This article from the WSJ, 4/23/99 is worth reading for anyone with an account at a deep discount broker.

Regulators Worry That Online Investors
May Be Getting Poor Trade Executions

By GREG IP and REBECCA BUCKMAN
Staff Reporters of THE WALL STREET JOURNAL

It costs just a few bucks to make an online stock trade. The growing
concern is that investors are getting what they pay for.

Regulators and industry participants worry that online investors, without
knowing it, are sometimes getting poor trade executions in return for low
commissions.

Attention is focusing on the practice by which some major market-maker
firms pay online brokers for their orders. The concern is that in order to
get those payments, online brokers may be directing their orders to
particular wholesalers without regard to the quality of execution they give.

For example, a customer may pay $10 in commission to send a "market"
order to buy 100 shares in a fast-rising stock on which the lowest offer
price at the moment is $20. But because of the way that the broker
handles the order, the order doesn't get executed until the offer price has
risen to $21. The customer, in effect, paid $100 more than he might have,
wiping out the benefit of the lower commission.

SEC Looks at Payment

Both the U.S. Securities and Exchange Commission and the New York
attorney general's office are looking at payment for order flow as part of
separate inquiries into online trading, say people familiar with those
inquiries. The state's questionnaire to online brokers asks for "current
contracts or agreements relating to directed order flow and payments
thereon" and documents on "problems with recipients of your directed
order flow."

Most online brokers, such as E*Trade Group Inc., Ameritrade Holding
Corp. and Toronto-Dominion Bank's Waterhouse Securities Inc., don't
execute orders they receive.
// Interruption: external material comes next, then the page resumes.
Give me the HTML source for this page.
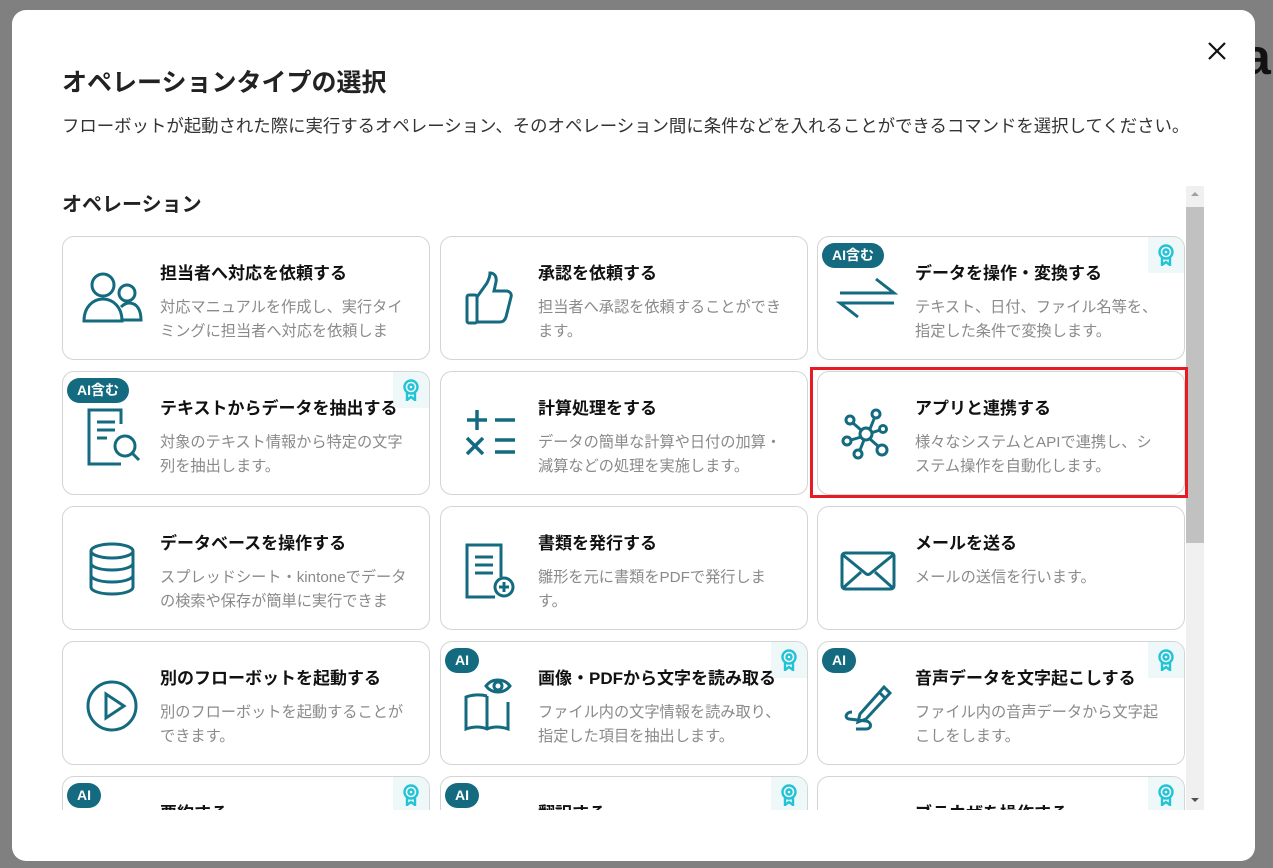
<!DOCTYPE html>
<html><head><meta charset="utf-8">
<style>
*{margin:0;padding:0;box-sizing:border-box}
body{width:1273px;height:868px;background:#808080;position:relative;overflow:hidden;font-family:"Liberation Sans","Noto Sans CJK JP",sans-serif}
.bgwrap{position:absolute;left:1255px;top:0;width:18px;height:868px;overflow:hidden}
.bgA{position:absolute;left:-12px;top:28px;font-size:50px;color:#111;font-weight:bold}
.modal{position:absolute;left:12px;top:10px;width:1243px;height:851px;background:#fff;border-radius:14px}
.x{position:absolute;left:1206px;top:40px}
h1{position:absolute;left:62px;top:63px;font-size:25px;font-weight:bold;color:#222}
.sub{position:absolute;left:62px;top:113px;font-size:17.4px;color:#333;white-space:nowrap}
h2{position:absolute;left:62px;top:188px;font-size:20px;font-weight:bold;color:#222}
.scroll{position:absolute;left:62px;top:186px;width:1143px;height:624px;overflow:hidden}
.sb{position:absolute;left:1186px;top:186px;width:18px;height:624px;background:#f0f0f0}
.thumb{position:absolute;left:1186px;top:207px;width:18px;height:336px;background:#c1c1c1}
.card{position:absolute;width:368px;height:124px;border:1px solid #d4d4d4;border-radius:12px;background:#fff;overflow:hidden}
.card .t{position:absolute;left:97px;top:22px;font-size:17px;font-weight:bold;color:#111;white-space:nowrap}
.card .d{position:absolute;left:97px;top:59px;width:250px;font-size:15.2px;line-height:24px;color:#8a8a8a;height:48px;overflow:hidden}
.card svg.ic{position:absolute;left:18px;top:32px}
.badge{position:absolute;left:4px;top:6px;height:25px;border-radius:13px;background:#146b80;color:#fff;font-size:14px;font-weight:bold;padding:0 10px;line-height:25px;white-space:nowrap}
.aw{position:absolute;right:0;top:0;width:36px;height:36px;background:#eef8f9;border-top-right-radius:12px}
.red{position:absolute;left:810px;top:367px;width:378px;height:131px;border:3px solid #e61b24}
</style></head><body>
<div class="bgwrap"><div class="bgA">a</div></div>
<div class="modal"></div>
<svg class="x" width="22" height="22" viewBox="0 0 22 22"><path d="M3 3L19 19M19 3L3 19" stroke="#111" stroke-width="2.2"/></svg>
<h1>オペレーションタイプの選択</h1>
<div class="sub">フローボットが起動された際に実行するオペレーション、そのオペレーション間に条件などを入れることができるコマンドを選択してください。</div>
<h2>オペレーション</h2>
<div class="sb"></div><div class="thumb"></div>
<svg style="position:absolute;left:1190px;top:190px" width="10" height="8"><path d="M1 6L5 2L9 6Z" fill="#a0a0a0"/></svg>
<svg style="position:absolute;left:1190px;top:796px" width="10" height="8"><path d="M1 2L5 6L9 2Z" fill="#505050"/></svg>

<div class="scroll">
<div class="card" style="left:0;top:50px"><svg class="ic" width="62" height="60" viewBox="0 0 62 60" fill="none" stroke="#146b80" stroke-width="3"><circle cx="22" cy="16" r="11"/><path d="M3 52c0-14 9-22 19-22s19 8 19 22z"/><circle cx="46" cy="24" r="8"/><path d="M40 38c3-3 5-4 8-4 8 0 12 7 12 17H42"/></svg><div class="t">担当者へ対応を依頼する</div><div class="d">対応マニュアルを作成し、実行タイミングに担当者へ対応を依頼しま</div></div>
<div class="card" style="left:378px;top:50px"><svg class="ic" width="62" height="60" viewBox="0 0 62 60" fill="none" stroke="#146b80" stroke-width="3"><rect x="8" y="26" width="10" height="28" rx="2"/><path d="M18 28l10-14c2-4 3-7 3-10 4 0 7 3 6 9l-2 9h12c4 0 6 3 5 6l-5 20c-1 3-3 5-6 5H18"/></svg><div class="t">承認を依頼する</div><div class="d">担当者へ承認を依頼することができます。</div></div>
<div class="card" style="left:755px;top:50px"><div class="badge">AI含む</div><div class="aw"></div><svg style="position:absolute;right:9px;top:7px" width="18" height="22" viewBox="0 0 18 22" fill="none" stroke="#22c3d6" stroke-width="2.4"><circle cx="9" cy="8" r="6.5"/><circle cx="9" cy="8" r="2.5"/><path d="M5 14v7l4-3 4 3v-7"/></svg><svg class="ic" width="62" height="60" viewBox="0 0 62 60" fill="none" stroke="#146b80" stroke-width="3"><path d="M4 24H58L40 10M58 34H4L22 48"/></svg><div class="t">データを操作・変換する</div><div class="d">テキスト、日付、ファイル名等を、指定した条件で変換します。</div></div>
<div class="card" style="left:0;top:185px"><div class="badge">AI含む</div><div class="aw"></div><svg style="position:absolute;right:9px;top:7px" width="18" height="22" viewBox="0 0 18 22" fill="none" stroke="#22c3d6" stroke-width="2.4"><circle cx="9" cy="8" r="6.5"/><circle cx="9" cy="8" r="2.5"/><path d="M5 14v7l4-3 4 3v-7"/></svg><svg class="ic" width="62" height="64" viewBox="0 0 62 64" fill="none" stroke="#146b80" stroke-width="3"><path d="M40 20V6H8v54h32"/><path d="M16 18h18M16 26h18M16 34h10"/><circle cx="44" cy="42" r="10"/><path d="M51 49l7 7"/></svg><div class="t">テキストからデータを抽出する</div><div class="d">対象のテキスト情報から特定の文字列を抽出します。</div></div>
<div class="card" style="left:378px;top:185px"><svg class="ic" width="62" height="60" viewBox="0 0 62 60" fill="none" stroke="#146b80" stroke-width="3.5"><path d="M8 16h20M18 6v20M36 16h20M8 34l16 16M24 34L8 50M36 36h20M36 48h20"/></svg><div class="t">計算処理をする</div><div class="d">データの簡単な計算や日付の加算・減算などの処理を実施します。</div></div>
<div class="card" style="left:755px;top:185px"><svg class="ic" width="62" height="60" viewBox="0 0 62 60" fill="none" stroke="#146b80" stroke-width="3"><circle cx="30" cy="30" r="6"/><path d="M34 25l4-10M25 26l-8-7M25 33l-10 3M34 35l9 8M35 29l9-3M28 36l-4 10"/><circle cx="40" cy="10" r="4"/><circle cx="14" cy="16" r="4"/><circle cx="11" cy="37" r="4"/><circle cx="46" cy="46" r="5"/><circle cx="47" cy="25" r="3.5"/><circle cx="22" cy="50" r="4"/></svg><div class="t">アプリと連携する</div><div class="d">様々なシステムとAPIで連携し、システム操作を自動化します。</div></div>
<div class="card" style="left:0;top:320px"><svg class="ic" width="62" height="60" viewBox="0 0 62 60" fill="none" stroke="#146b80" stroke-width="3"><ellipse cx="31" cy="12" rx="21" ry="7"/><path d="M10 12v36c0 4 9 7 21 7s21-3 21-7V12M10 24c0 4 9 7 21 7s21-3 21-7M10 36c0 4 9 7 21 7s21-3 21-7"/></svg><div class="t">データベースを操作する</div><div class="d">スプレッドシート・kintoneでデータの検索や保存が簡単に実行できま</div></div>
<div class="card" style="left:378px;top:320px"><svg class="ic" width="62" height="62" viewBox="0 0 62 62" fill="none" stroke="#146b80" stroke-width="3"><path d="M42 38V6H8v52h28"/><path d="M16 18h18M16 26h18M16 34h18"/><circle cx="45" cy="48" r="9"/><path d="M45 43v10M40 48h10"/></svg><div class="t">書類を発行する</div><div class="d">雛形を元に書類をPDFで発行します。</div></div>
<div class="card" style="left:755px;top:320px"><svg class="ic" width="62" height="60" viewBox="0 0 62 60" fill="none" stroke="#146b80" stroke-width="3"><rect x="6" y="14" width="52" height="36" rx="3"/><path d="M7 16l22 18c2 2 4 2 6 0l22-18M7 49l18-16M57 49L39 33"/></svg><div class="t">メールを送る</div><div class="d">メールの送信を行います。</div></div>
<div class="card" style="left:0;top:455px"><svg class="ic" width="62" height="60" viewBox="0 0 62 60" fill="none" stroke="#146b80" stroke-width="3"><circle cx="31" cy="32" r="24"/><path d="M25 20v24l18-12z"/></svg><div class="t">別のフローボットを起動する</div><div class="d">別のフローボットを起動することができます。</div></div>
<div class="card" style="left:378px;top:455px"><div class="badge">AI</div><div class="aw"></div><svg style="position:absolute;right:9px;top:7px" width="18" height="22" viewBox="0 0 18 22" fill="none" stroke="#22c3d6" stroke-width="2.4"><circle cx="9" cy="8" r="6.5"/><circle cx="9" cy="8" r="2.5"/><path d="M5 14v7l4-3 4 3v-7"/></svg><svg class="ic" width="62" height="60" viewBox="0 0 62 60" fill="none" stroke="#146b80" stroke-width="3"><path d="M28 22c-8-2-16-1-21 1v32c6-2 14-3 21 0 7-3 15-2 21 0V28"/><path d="M28 22v33"/><path d="M27 12c6-8 18-8 24 0-6 8-18 8-24 0z"/><circle cx="39" cy="12" r="4"/></svg><div class="t">画像・PDFから文字を読み取る</div><div class="d">ファイル内の文字情報を読み取り、指定した項目を抽出します。</div></div>
<div class="card" style="left:755px;top:455px"><div class="badge">AI</div><div class="aw"></div><svg style="position:absolute;right:9px;top:7px" width="18" height="22" viewBox="0 0 18 22" fill="none" stroke="#22c3d6" stroke-width="2.4"><circle cx="9" cy="8" r="6.5"/><circle cx="9" cy="8" r="2.5"/><path d="M5 14v7l4-3 4 3v-7"/></svg><svg class="ic" width="62" height="60" viewBox="0 0 62 60" fill="none" stroke="#146b80" stroke-width="3"><path d="M24 40l-2 8 8-3 24-26-6-6z"/><path d="M44 19l6 6"/><path d="M16 38c-6 0-8 6-3 7l17 2c6 1 6 8 0 8h-10"/></svg><div class="t">音声データを文字起こしする</div><div class="d">ファイル内の音声データから文字起こしをします。</div></div>
<div class="card" style="left:0;top:590px"><div class="badge">AI</div><div class="aw"></div><svg style="position:absolute;right:9px;top:7px" width="18" height="22" viewBox="0 0 18 22" fill="none" stroke="#22c3d6" stroke-width="2.4"><circle cx="9" cy="8" r="6.5"/><circle cx="9" cy="8" r="2.5"/><path d="M5 14v7l4-3 4 3v-7"/></svg><div class="t">要約する</div></div>
<div class="card" style="left:378px;top:590px"><div class="badge">AI</div><div class="aw"></div><svg style="position:absolute;right:9px;top:7px" width="18" height="22" viewBox="0 0 18 22" fill="none" stroke="#22c3d6" stroke-width="2.4"><circle cx="9" cy="8" r="6.5"/><circle cx="9" cy="8" r="2.5"/><path d="M5 14v7l4-3 4 3v-7"/></svg><div class="t">翻訳する</div></div>
<div class="card" style="left:755px;top:590px"><div class="aw"></div><svg style="position:absolute;right:9px;top:7px" width="18" height="22" viewBox="0 0 18 22" fill="none" stroke="#22c3d6" stroke-width="2.4"><circle cx="9" cy="8" r="6.5"/><circle cx="9" cy="8" r="2.5"/><path d="M5 14v7l4-3 4 3v-7"/></svg><div class="t">ブラウザを操作する</div></div>
</div>
<div class="red"></div>
</body></html>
Instead, they send an order to a market
maker, who executes it, or to a stock exchange in the case of some listed
stocks.

The largest online broker, Charles Schwab Corp., generally doesn't accept
payment for order flow. But it does send most of its Nasdaq orders to its
wholly owned market maker, Mayer & Schweitzer, thereby benefiting
from any profit that unit earns executing the orders.

While most discount firms accept payment for order flow, the payments
are most important to online brokers because their commissions are so
low. Full-service firms generally don't accept such payments.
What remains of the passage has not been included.